Однако после трёх лет, проведённых в пещерах в попытках понять, как медитировать, уровень моей тревоги возрос до такой степени, что на Западе его, вероятно, диагностировали бы как полностью развившееся паническое расстройство. В течение некоторого времени я получал неформальные наставления от своего деда, великого мастера медитации, который предпочитал умалчивать о своих достижениях, но в конце концов набрался смелости попросить маму передать моему отцу, Тулку Ургьену Ринпоче (который при жизни был повсеместно признан как чрезвычайно одарённый учитель), просьбу пройти у него формальное обучение. Отец согласился и в течение трёх следующих лет давал мне наставления по различным методам медитации.
Поначалу я понимал немного. Я старался успокоить свой ум так, как он учил, но мой ум не желал успокаиваться. На самом деле в те первые годы формального обучения я обнаружил, что отвлекаюсь больше, чем прежде. Меня раздражало всё что угодно: физические неудобства, звуки на заднем плане, конфликты с другими людьми. Спустя много лет я пойму, что в действительности это не было регрессом; я просто начинал в большей степени осознавать непрерывный поток мыслей и ощущений, которые не замечал ранее. Увидев, как через тот же процесс проходят другие люди, я теперь понимаю, что этот опыт типичен для всех, кто только учится исследовать свой ум с помощью медитации.
Хотя я всё же начал переживать короткие мгновения спокойствия, страх и паника продолжали преследовать меня, как голодные духи, – в особенности потому, что каждые несколько месяцев меня посылали в монастырь Шераб Линг, главную резиденцию Двенадцатого Тай Ситу Ринпоче, одного из величайших мастеров тибетского буддизма среди ныне живущих, а также одного из моих основных учителей. Великую мудрость и доброту, которые он вложил в моё развитие, мне никогда не оплатить сполна. Там я должен был обучаться у новых наставников, среди незнакомых учеников. Потом меня отправляли обратно в Непал для продолжения обучения у отца, и так я провёл почти три года, путешествуя туда и обратно между Непалом и Индией, получая формальные наставления от отца и от учителей в Шераб Линге.

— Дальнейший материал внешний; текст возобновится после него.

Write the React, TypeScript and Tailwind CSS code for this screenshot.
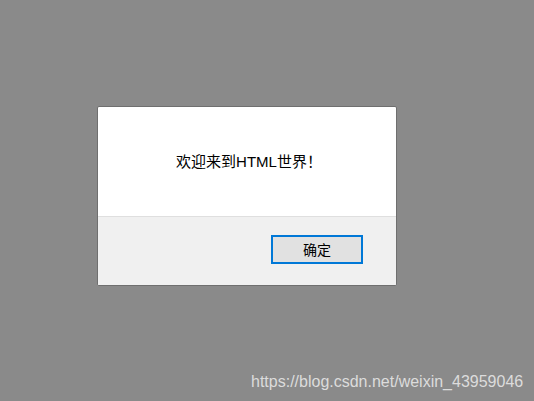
export default function App() {
  return (
    <div
      className="relative w-[534px] h-[401px] bg-[#8a8a8a] pt-[106px] pl-[97px] overflow-hidden"
      style={{ fontFamily: '"Liberation Sans", "Noto Sans CJK SC", sans-serif' }}
    >
      {/* Alert dialog */}
      <div className="w-[300px] h-[180px] flex flex-col border border-[#6f6f6f] rounded-[2px] bg-white overflow-hidden">
        <div className="h-[110px] flex items-center justify-center pl-[4px] pt-[2px] text-[15px] text-black border-b border-[#dfdfdf]">
          欢迎来到HTML世界！
        </div>
        <div className="flex-1 bg-[#f0f0f0] flex justify-end items-start pt-[18px] pr-[33px]">
          <button className="w-[92px] h-[29px] border-2 border-[#0078d7] bg-[#e1e1e1] text-[14px] text-black leading-none">
            确定
          </button>
        </div>
      </div>

      {/* Watermark */}
      <div className="absolute left-[251px] top-[370px] text-[16px] text-[#dcdcdc]">
        https://blog.csdn.net/weixin_43959046
      </div>
    </div>
  )
}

Один из самых тяжёлых моментов случился незадолго до моего двенадцатого дня рождения, когда меня послали в Шераб Линг по торжественному случаю, вызывавшему во мне особый трепет, – для официального признания в качестве перевоплощения Йонге Мингьюра Ринпоче. На этой церемонии собрались сотни людей, и мне пришлось часами принимать их подарки и давать благословения, как будто я был кем-то очень важным, а не напуганным двенадцатилетним мальчиком. По прошествии нескольких часов я стал таким бледным, что мой старший брат Цокньи Ринпоче, стоявший рядом со мной, подумал, что я вот-вот потеряю сознание.
Когда я оглядываюсь на прошлое и вижу всю доброту, проявленную моими учителями, я недоумеваю, как я мог так всего бояться. Теперь мне кажется, что основа моей тревоги заключалась в том, что я ещё не вполне осознавал действительную природу своего ума. У меня было чисто интеллектуальное понимание, но не было непосредственного опыта, который позволил бы мне увидеть, что все переживаемые мною страхи и неудобства были порождениями моего собственного ума и что непоколебимая основа спокойствия, уверенности и счастья была ко мне ближе, чем мои собственные глаза.
В то же самое время, когда я начинал формальное буддийское обучение, происходило нечто чудесное, но тогда я ещё не понимал, что этот новый поворот событий окажет длительное воздействие на мою жизнь и фактически ускорит мой личный прогресс. Меня постепенно знакомили с идеями и открытиями современной науки – в частности, в области, касающейся изучения природы и функционирования мозга.
Встреча умов
Чтобы увидеть, что происходит на самом деле, мы должны сесть, исследовать свой ум и изучить свой опыт. Нам нужно пройти через этот процесс.
Калу Ринпоче. Драгоценное украшение проявленных наставлений
Я был ещё ребёнком, когда встретился с Франциско Варелой, чилийским биологом, которому в будущем предстояло стать одним из самых известных неврологов XX века. Франциско приехал в Непал, чтобы изучать буддийские методы исследования ума и обучаться у моего отца, чья репутация привлекала многих западных последователей. Когда мы не учились и не занимались практикой, Франциско часто говорил со мной о современной науке, особенно о своей специальности – структуре и функционировании мозга. Разумеется, он старался облекать свои уроки в слова, которые были бы понятны девятилетнему мальчику. Когда другие западные ученики отца заметили мой интерес к науке, они тоже начали учить меня тому, что знали из современных теорий биологии, психологии, химии и физики. Это чем-то напоминало одновременное изучение двух языков: с одной стороны – буддизма, а с другой – современной науки.